ATLANTA – Six months into a deepening drought, the weather is killing crops, threatening cattle and sinking lakes to their lowest levels in years across much of the South.
The very worst conditions — what forecasters call "exceptional drought" — are in the mountains of northeast Alabama and northwest Georgia, a region known for its thick green forests, waterfalls and red clay soil.
"Here at my farm, April 15 was when the rain cut off," said David Bailey, who had to sell half his cattle, more than 100 animals, for lack of hay in Alabama's scorched northeast corner.
"We've come through some dry years in the '80s, but I never seen it this dry, this long," Bailey added. "There's a bunch of people in a lot of bad shape here."
The drought has spread from these mountains onto the Piedmont plateau, down to the plains and across 13 southern states, from Oklahoma and Texas to Florida and Virginia, putting about 33 million people in drought conditions, according to Thursday's U.S. Drought Monitor.
Wildfires raged Thursday near Birmingham, Alabama. Statewide, the blazes have charred more than 12,000 acres in the past 30 days.
"There are places getting ready to set records for most number of days in a row without rain. It's a once-in-100-year kind of thing for this time of year," said John Christy, Alabama's state climatologist.
The South has historically enjoyed abundant water, which has been fortunate, because much of its soil is poor at holding onto it. But the region's booming growth has strained this resource. A legal battle between Georgia and Florida over water from rivers and their watersheds goes before a federal court official Monday, and the U.S. Supreme Court is expected to review his recommendations.
The dry weather is only making things worse.

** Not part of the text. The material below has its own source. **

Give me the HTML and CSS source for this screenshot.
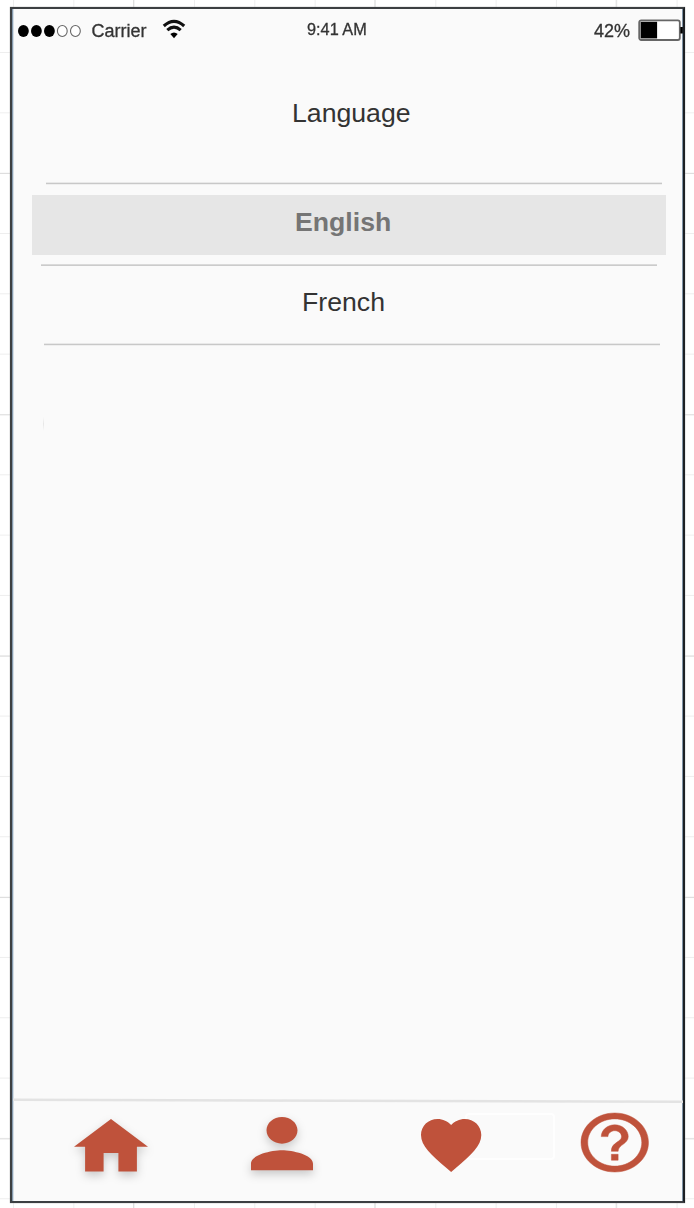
FILE: index.html
```html
<!DOCTYPE html>
<html lang="en">
<head>
<meta charset="utf-8">
<title>Language</title>
<link rel="stylesheet" href="styles.css">
</head>
<body>
<main class="phone">
  <header class="status">
    <svg class="signal" width="66" height="14" viewBox="0 0 66 14">
      <ellipse cx="6.4" cy="7" rx="5.4" ry="6"/><ellipse cx="19.4" cy="7" rx="5.4" ry="6"/><ellipse cx="32.4" cy="7" rx="5.4" ry="6"/>
      <g class="empty"><ellipse cx="45.3" cy="7" rx="4.9" ry="5.5"/><ellipse cx="58.4" cy="7" rx="4.9" ry="5.5"/></g>
    </svg>
    <span class="carrier">Carrier</span>
    <svg class="wifi" width="24" height="20" viewBox="0 0 24 20">
      <path class="arc" d="M1.800 7Q12 -2.400 22.200 7M5.300 11.200Q12 5.200 18.700 11.200"/>
      <path d="M8.300 15Q12 11.800 15.700 15L12 19.200Z"/>
    </svg>
    <time class="clock">9:41 AM</time>
    <span class="percent">42%</span>
    <svg class="battery" width="46" height="23" viewBox="0 0 46 23">
      <rect class="case" x="1.2" y="1.4" width="40.6" height="19.6" rx="2"/>
      <rect x="2.6" y="2.8" width="16.500" height="16.6"/>
      <rect x="42.3" y="8" width="2.500" height="6.5"/>
    </svg>
  </header>
  <h1 class="title">Language</h1>
  <ul class="languages">
    <li class="rule rule-top"></li>
    <li class="language selected">English</li>
    <li class="rule rule-middle"></li>
    <li class="language">French</li>
    <li class="rule rule-bottom"></li>
  </ul>
  <div class="content"></div>
  <svg class="tab-divider" width="672" height="6" viewBox="0 0 672 6"><path d="M1 1.8L671 3.8"/></svg>
  <nav class="tabs">
    <svg class="icon home" viewBox="2 3 20 17" preserveAspectRatio="none"><path d="M10 20v-6h4v6h5v-8h3L12 3 2 12h3v8z"/></svg>
    <svg class="icon person" viewBox="4 4 16 16" preserveAspectRatio="none"><path d="M12 12c2.21 0 4-1.79 4-4s-1.79-4-4-4-4 1.79-4 4 1.79 4 4 4zm0 2c-2.67 0-8 1.34-8 4v2h16v-2c0-2.66-5.33-4-8-4z"/></svg>
    <div class="favorite">
      <svg class="icon heart" viewBox="2 3 20 18.35" preserveAspectRatio="none"><path d="M12 21.35l-1.45-1.32C5.4 15.36 2 12.28 2 8.5 2 5.42 4.42 3 7.5 3c1.74 0 3.41.81 4.5 2.09C13.09 3.81 14.76 3 16.5 3 19.58 3 22 5.42 22 8.5c0 3.78-3.4 6.86-8.55 11.54z"/></svg>
    </div>
    <svg class="icon help" viewBox="2 2 20 20" preserveAspectRatio="none"><path d="M11 18h2v-2h-2v2zm1-16C6.48 2 2 6.48 2 12s4.480 10 10 10 10-4.480 10-10S17.520 2 12 2zm0 18c-4.410 0-8-3.590-8-8s3.590-8 8-8 8 3.590 8 8-3.590 8-8 8zm0-14c-2.210 0-4 1.790-4 4h2c0-1.100.9-2 2-2s2 .9 2 2c0 2-3 1.750-3 5h2c0-2.250 3-2.500 3-5 0-2.210-1.790-4-4-4z"/></svg>
  </nav>
</main>
</body>
</html>
```
FILE: styles.css
```css
* { box-sizing: border-box; }

body {
  margin: 0;
  height: 1208px;
  overflow: hidden;
  padding: 7px 0 0 10px;
  font-family: "Liberation Sans", Arial, sans-serif;
  color: #333;
  background-color: #fff;
  background-image:
    linear-gradient(#dedede 1px, transparent 1px),
    linear-gradient(90deg, #dedede 1px, transparent 1px),
    linear-gradient(#eee 1px, transparent 1px),
    linear-gradient(90deg, #eee 1px, transparent 1px);
  background-size: 100% 241.35px, 241.35px 100%, 100% 60.34px, 60.34px 100%;
  background-position: 0 173px, 133px 0, 0 52px, 13px 0;
}

.phone {
  display: flex;
  flex-direction: column;
  width: 675px;
  height: 1196px;
  background: #fafafa;
  border: solid #3c3f42;
  border-width: 2px;
  border-right-color: #1c2024;
  box-shadow: inset 1px 0 #8599ad, inset 2px 0 #d3dee6, inset -1px 0 #7f93a6, 0 0 1px #888;
}

.status {
  display: flex;
  align-items: flex-start;
  height: 56px;
  padding-left: 5px;
  font-size: 18px;
  line-height: 20px;
  color: #333;
  -webkit-text-stroke: 0.3px #333;
}
.status > * { flex: none; filter: blur(0.6px); }
.signal { margin-top: 15px; }
.empty { fill: #fff; stroke: #666; stroke-width: 1.1; }
.carrier { width: 55px; margin: 12px 0 0 8.5px; }
.wifi { margin: 10px 0 0 15.5px; }
.arc { fill: none; stroke: #111; stroke-width: 3.1; }
.clock { width: 62px; margin: 9.5px 0 0 121px; font-size: 16.3px; white-space: nowrap; }
.percent { width: 36px; margin: 11.5px 0 0 225px; }
.battery { margin: 9.5px 0 0 8px; }
.case { fill: #fff; stroke: #666; stroke-width: 1.8; }

.title {
  margin: 32px 0 0 280px;
  font-size: 26.67px;
  font-weight: 400;
  line-height: 32px;
}

.languages { margin: 53px 0 0; padding: 0; list-style: none; }
.rule {
  width: 616px;
  height: 3px;
  background: linear-gradient(#e9e9e9 1px, #c8c8c8 1px 2px, #efefef 2px);
}
.rule-top { margin-left: 34px; }
.rule-middle { margin: 9px 0 0 29px; background: linear-gradient(#dadada 1px, #cbcbcb 1px 2px, transparent 2px); }
.rule-bottom { margin-left: 31.5px; }
.language {
  height: 76px;
  padding: 19px 0 0 290px;
  font-size: 26.67px;
  line-height: 32px;
}
.selected {
  width: 634px;
  height: 60px;
  margin: 10px 0 0 20.4px;
  padding: 11px 0 0 262.6px;
  font-weight: 700;
  color: #757575;
  background: #e6e6e6;
}

/* Faint edge left of the list area */
.content { flex: 1; }
.content::before {
  content: "";
  display: block;
  width: 1px;
  height: 14px;
  margin: 71px 0 0 31px;
  background: linear-gradient(#fafafa, #e6e6e6, #fafafa);
}

.tab-divider { flex: none; display: block; }
.tab-divider path { stroke: #e3e3e3; stroke-width: 2.4; }

.tabs {
  display: flex;
  align-items: flex-start;
  height: 97px;
  padding-left: 62px;
}
.icon { flex: none; display: block; fill: #bf523b; overflow: visible; }
.home { width: 74px; height: 52.5px; margin-top: 15px; filter: blur(0.4px) drop-shadow(0 4px 5px #0003); }
.person { width: 62px; height: 53.3px; margin: 13px 0 0 103px; filter: blur(0.4px) drop-shadow(0 4px 5px #0003); }
.favorite { position: relative; width: 60.3px; margin: 15px 0 0 108px; }
.heart { position: relative; width: 60.3px; height: 53px; filter: blur(0.4px); }
.favorite::before {
  content: "";
  position: absolute;
  left: 43px;
  top: -6px;
  width: 90px;
  height: 47px;
  border: 2px solid #fefefe;
  border-radius: 4px;
  left: 44px;
  box-sizing: border-box;
}
.help {
  width: 67.5px;
  height: 59px;
  margin: 9px 0 0 99.5px;
  stroke: #bf523b;
  stroke-width: 0.15;
  filter: blur(0.6px);
}
```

"We're 10 days away from a drought at any given time," Christy explained. "Unlike the Midwest and other places in the country, we are closer to a drought than almost any place else."

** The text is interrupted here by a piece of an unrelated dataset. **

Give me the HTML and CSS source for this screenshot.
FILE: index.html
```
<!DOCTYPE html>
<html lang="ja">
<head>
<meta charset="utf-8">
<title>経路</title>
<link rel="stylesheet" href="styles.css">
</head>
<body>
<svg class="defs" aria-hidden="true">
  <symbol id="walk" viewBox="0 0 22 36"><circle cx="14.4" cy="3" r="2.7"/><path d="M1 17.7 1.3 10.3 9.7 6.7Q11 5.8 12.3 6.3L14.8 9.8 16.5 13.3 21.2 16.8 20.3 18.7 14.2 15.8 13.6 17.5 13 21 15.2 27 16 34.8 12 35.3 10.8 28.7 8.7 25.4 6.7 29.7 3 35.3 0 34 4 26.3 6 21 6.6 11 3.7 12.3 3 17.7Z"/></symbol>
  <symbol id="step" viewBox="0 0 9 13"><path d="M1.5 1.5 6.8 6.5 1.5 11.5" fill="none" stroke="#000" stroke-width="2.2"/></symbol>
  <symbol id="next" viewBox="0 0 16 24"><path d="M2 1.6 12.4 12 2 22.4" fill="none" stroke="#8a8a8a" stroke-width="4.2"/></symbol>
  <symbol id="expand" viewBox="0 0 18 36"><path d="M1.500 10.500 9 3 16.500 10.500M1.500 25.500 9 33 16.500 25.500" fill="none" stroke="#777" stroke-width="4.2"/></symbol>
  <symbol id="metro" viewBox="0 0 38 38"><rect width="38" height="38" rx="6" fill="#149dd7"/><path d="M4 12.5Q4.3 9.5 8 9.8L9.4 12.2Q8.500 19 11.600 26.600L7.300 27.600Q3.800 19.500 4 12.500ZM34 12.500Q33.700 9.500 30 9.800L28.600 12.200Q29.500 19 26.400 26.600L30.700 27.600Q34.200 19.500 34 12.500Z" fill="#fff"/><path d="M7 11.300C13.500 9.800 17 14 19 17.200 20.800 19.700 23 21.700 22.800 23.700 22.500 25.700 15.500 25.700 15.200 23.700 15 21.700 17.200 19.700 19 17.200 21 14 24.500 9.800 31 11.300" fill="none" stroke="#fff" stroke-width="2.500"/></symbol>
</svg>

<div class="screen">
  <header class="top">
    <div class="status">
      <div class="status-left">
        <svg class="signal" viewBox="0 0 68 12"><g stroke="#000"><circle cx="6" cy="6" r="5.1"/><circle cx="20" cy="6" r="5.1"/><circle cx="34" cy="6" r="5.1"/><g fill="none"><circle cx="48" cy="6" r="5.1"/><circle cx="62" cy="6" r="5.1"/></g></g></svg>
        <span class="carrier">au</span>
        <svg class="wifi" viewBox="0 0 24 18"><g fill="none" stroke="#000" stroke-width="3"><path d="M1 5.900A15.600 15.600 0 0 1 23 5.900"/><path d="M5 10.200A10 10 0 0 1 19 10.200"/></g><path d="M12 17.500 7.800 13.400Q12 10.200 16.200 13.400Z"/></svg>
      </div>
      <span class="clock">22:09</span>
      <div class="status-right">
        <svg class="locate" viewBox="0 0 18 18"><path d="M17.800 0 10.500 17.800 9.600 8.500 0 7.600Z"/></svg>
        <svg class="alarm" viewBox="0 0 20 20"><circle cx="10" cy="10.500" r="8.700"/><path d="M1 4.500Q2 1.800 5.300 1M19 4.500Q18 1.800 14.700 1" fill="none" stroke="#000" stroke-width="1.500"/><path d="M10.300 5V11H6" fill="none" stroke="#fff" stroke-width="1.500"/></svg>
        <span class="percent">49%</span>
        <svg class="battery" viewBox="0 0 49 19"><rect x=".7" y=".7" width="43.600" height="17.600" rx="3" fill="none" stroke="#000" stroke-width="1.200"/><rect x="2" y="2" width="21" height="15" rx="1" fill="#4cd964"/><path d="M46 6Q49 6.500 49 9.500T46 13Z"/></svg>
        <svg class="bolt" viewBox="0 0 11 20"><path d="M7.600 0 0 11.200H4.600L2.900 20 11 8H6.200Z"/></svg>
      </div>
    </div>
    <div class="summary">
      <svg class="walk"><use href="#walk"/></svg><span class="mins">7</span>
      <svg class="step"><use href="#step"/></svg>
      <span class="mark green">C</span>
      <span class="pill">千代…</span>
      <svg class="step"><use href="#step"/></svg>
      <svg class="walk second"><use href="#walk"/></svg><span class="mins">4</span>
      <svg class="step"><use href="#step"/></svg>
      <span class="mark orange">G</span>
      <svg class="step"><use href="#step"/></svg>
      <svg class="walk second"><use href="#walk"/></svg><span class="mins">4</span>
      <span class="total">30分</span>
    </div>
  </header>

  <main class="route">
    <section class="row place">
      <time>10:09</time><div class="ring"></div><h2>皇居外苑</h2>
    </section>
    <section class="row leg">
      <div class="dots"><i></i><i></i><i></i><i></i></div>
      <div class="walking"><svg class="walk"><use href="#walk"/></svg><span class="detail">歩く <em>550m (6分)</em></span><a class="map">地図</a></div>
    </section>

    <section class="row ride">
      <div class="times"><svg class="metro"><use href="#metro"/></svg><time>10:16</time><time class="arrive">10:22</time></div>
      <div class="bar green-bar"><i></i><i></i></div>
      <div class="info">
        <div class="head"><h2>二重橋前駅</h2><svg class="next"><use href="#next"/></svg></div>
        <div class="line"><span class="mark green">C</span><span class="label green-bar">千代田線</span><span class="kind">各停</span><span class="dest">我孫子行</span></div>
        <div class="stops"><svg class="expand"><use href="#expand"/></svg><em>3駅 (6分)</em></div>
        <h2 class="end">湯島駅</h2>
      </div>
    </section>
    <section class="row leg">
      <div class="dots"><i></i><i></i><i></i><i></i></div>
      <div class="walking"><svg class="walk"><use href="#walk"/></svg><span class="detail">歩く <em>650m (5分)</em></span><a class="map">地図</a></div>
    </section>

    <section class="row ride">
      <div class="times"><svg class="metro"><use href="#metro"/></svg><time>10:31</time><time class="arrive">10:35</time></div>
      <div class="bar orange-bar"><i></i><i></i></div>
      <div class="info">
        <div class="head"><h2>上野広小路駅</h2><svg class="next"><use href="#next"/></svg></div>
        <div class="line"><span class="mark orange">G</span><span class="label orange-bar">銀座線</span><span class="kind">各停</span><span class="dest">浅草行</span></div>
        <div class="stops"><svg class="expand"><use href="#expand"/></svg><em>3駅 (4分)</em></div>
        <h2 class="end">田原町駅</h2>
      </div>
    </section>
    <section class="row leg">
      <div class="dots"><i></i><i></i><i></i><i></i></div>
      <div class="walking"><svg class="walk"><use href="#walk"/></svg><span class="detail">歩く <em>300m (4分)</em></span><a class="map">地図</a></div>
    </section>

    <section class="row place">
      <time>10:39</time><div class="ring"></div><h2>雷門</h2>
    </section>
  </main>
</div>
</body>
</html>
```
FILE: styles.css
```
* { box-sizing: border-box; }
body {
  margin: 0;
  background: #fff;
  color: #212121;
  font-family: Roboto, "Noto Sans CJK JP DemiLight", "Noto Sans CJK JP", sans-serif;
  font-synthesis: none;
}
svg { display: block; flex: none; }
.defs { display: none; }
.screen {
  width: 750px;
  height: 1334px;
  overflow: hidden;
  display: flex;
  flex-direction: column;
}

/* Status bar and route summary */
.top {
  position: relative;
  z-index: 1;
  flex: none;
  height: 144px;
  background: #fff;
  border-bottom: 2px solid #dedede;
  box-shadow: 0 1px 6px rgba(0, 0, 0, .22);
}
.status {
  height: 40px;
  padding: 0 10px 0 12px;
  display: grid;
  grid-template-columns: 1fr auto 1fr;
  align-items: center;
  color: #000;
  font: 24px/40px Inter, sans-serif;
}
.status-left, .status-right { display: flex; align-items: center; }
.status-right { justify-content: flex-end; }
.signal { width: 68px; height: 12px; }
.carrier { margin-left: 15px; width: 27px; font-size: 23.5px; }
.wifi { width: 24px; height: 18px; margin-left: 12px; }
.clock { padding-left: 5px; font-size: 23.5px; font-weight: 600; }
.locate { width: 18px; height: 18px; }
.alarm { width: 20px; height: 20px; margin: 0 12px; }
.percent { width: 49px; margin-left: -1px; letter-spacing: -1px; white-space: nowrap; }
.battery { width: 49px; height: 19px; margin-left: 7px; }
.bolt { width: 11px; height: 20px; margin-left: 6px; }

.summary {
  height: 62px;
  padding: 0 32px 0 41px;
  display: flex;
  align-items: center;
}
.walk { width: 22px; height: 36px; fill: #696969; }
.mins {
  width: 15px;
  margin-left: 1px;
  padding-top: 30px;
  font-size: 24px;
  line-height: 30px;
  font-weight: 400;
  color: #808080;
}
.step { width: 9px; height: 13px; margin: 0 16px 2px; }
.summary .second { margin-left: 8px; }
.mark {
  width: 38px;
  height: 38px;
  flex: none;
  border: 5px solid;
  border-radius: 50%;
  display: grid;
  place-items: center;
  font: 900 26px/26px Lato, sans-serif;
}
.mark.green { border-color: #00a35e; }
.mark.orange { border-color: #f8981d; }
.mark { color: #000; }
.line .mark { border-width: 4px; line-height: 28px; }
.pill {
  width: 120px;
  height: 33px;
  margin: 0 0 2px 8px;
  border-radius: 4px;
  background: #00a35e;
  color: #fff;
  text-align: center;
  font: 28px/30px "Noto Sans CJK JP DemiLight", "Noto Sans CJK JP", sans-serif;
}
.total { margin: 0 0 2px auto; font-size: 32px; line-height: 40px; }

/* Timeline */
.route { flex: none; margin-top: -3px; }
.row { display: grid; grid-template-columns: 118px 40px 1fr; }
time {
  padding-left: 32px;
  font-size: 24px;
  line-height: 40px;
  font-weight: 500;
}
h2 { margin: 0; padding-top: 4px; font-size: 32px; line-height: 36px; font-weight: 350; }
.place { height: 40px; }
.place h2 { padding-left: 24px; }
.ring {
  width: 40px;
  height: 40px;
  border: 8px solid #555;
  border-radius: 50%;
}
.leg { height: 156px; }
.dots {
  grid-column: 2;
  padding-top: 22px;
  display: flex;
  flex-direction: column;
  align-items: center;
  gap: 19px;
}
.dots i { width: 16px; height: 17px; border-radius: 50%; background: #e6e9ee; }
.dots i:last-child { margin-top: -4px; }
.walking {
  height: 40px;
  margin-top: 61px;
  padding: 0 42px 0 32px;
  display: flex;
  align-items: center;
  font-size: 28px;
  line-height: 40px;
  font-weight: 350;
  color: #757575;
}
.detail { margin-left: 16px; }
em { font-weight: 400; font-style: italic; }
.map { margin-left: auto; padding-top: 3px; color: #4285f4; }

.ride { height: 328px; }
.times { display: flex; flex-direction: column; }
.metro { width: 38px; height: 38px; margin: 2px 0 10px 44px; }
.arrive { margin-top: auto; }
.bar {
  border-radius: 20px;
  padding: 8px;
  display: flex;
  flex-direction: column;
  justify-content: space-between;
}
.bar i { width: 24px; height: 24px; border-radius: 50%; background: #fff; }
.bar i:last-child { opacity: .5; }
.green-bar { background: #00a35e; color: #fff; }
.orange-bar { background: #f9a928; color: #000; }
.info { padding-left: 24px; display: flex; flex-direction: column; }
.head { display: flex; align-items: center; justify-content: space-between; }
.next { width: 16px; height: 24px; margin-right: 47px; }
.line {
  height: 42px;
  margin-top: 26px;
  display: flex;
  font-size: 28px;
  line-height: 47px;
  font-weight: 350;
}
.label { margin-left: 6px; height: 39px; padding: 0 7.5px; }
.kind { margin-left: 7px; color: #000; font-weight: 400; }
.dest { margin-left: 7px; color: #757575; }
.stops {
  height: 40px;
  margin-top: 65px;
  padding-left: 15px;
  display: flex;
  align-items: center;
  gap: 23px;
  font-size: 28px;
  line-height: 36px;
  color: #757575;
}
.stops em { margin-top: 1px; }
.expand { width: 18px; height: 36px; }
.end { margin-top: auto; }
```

Parts of northern Georgia and Alabama have now seen their driest 60 days on record, Thursday's national drought report showed.
If the drought persists, authorities said it could lead to the kinds of water use restrictions that are common out West, but haven't been seen in parts of the South in nearly a decade.
In 2007, police in Atlanta's suburb of Alpharetta were given the power to criminally cite anyone watering their lawns. In Alabama that year, people were fined for watering on the wrong day and many homes became infested by thirsty ants and cockroaches.
In west Georgia this month, the Tallapoosa River dropped below the intake the Haralson County Water Authority uses to provide water to at least four small towns. Some major cities are spending big to prevent future water shortages: Atlanta has begun a $300 million project to store 2.4 billion gallons of water — a month's water supply — and pipe it under the city.
This summer was particularly hot as well as dry, with 90-degree temperatures day after day that evaporated what little moisture the soil had left, said Bill Murphey, Georgia's state climatologist.
This summer was the second-hottest on record in Atlanta, where seasonal rains still haven't arrived: During the past 30 days, just over two-tenths of an inch of rain has fallen in Atlanta, 94 percent below normal, and in Cartersville, about 45 miles northwest of Atlanta, the weather service has recorded no rain at all.
The South's usually temperate forests have turned into tinderboxes, worries Denise Croker, a chief ranger with the Georgia Forestry Commission in northwest Georgia.
In the arid western U.S., cigarettes tossed from cars have been known to start forest fires. In the South, higher humidity generally keeps that from happening, but not this year. Even a spark from a chain dragged from a truck could set the northwest Georgia woods on fire, she said.
"Our dirt is like talcum powder," she said.
Outdoor burning has been banned due to fire risk across parts of Louisiana, Mississippi and Alabama, and burn permits aren't being issued in parts of Georgia.
"This is the worst drought that I've ever experienced and I've been farming for 45 years," said Phillip Thompson, 60, who spent Tuesday night trying to snuff out a smoldering, 150-acre brush fire near Scottsboro, Alabama, where he farms corn and soybeans. "It's just a bleak situation."
Some of the South's best known crops — cotton, peanuts and sweet potatoes — have largely escaped damage, because they're mostly produced outside the drought area, and in some cases got rain from Hurricane Matthew and other tropical weather, trade groups said.
Peanut yields will be down due to heat, drought or hurricanes, but that won't likely affect consumer prices, said Dan Koehler, who directs the Georgia Peanut Commission.
As for sweet potatoes, the drought has been both good and bad: Hard ground can damage skin and lead to rot in stored tubers, but they also start curing in the ground when it's really dry, which means "they're really sweet," said Sylvia Clark, secretary of the Mississippi Sweet Potato Association.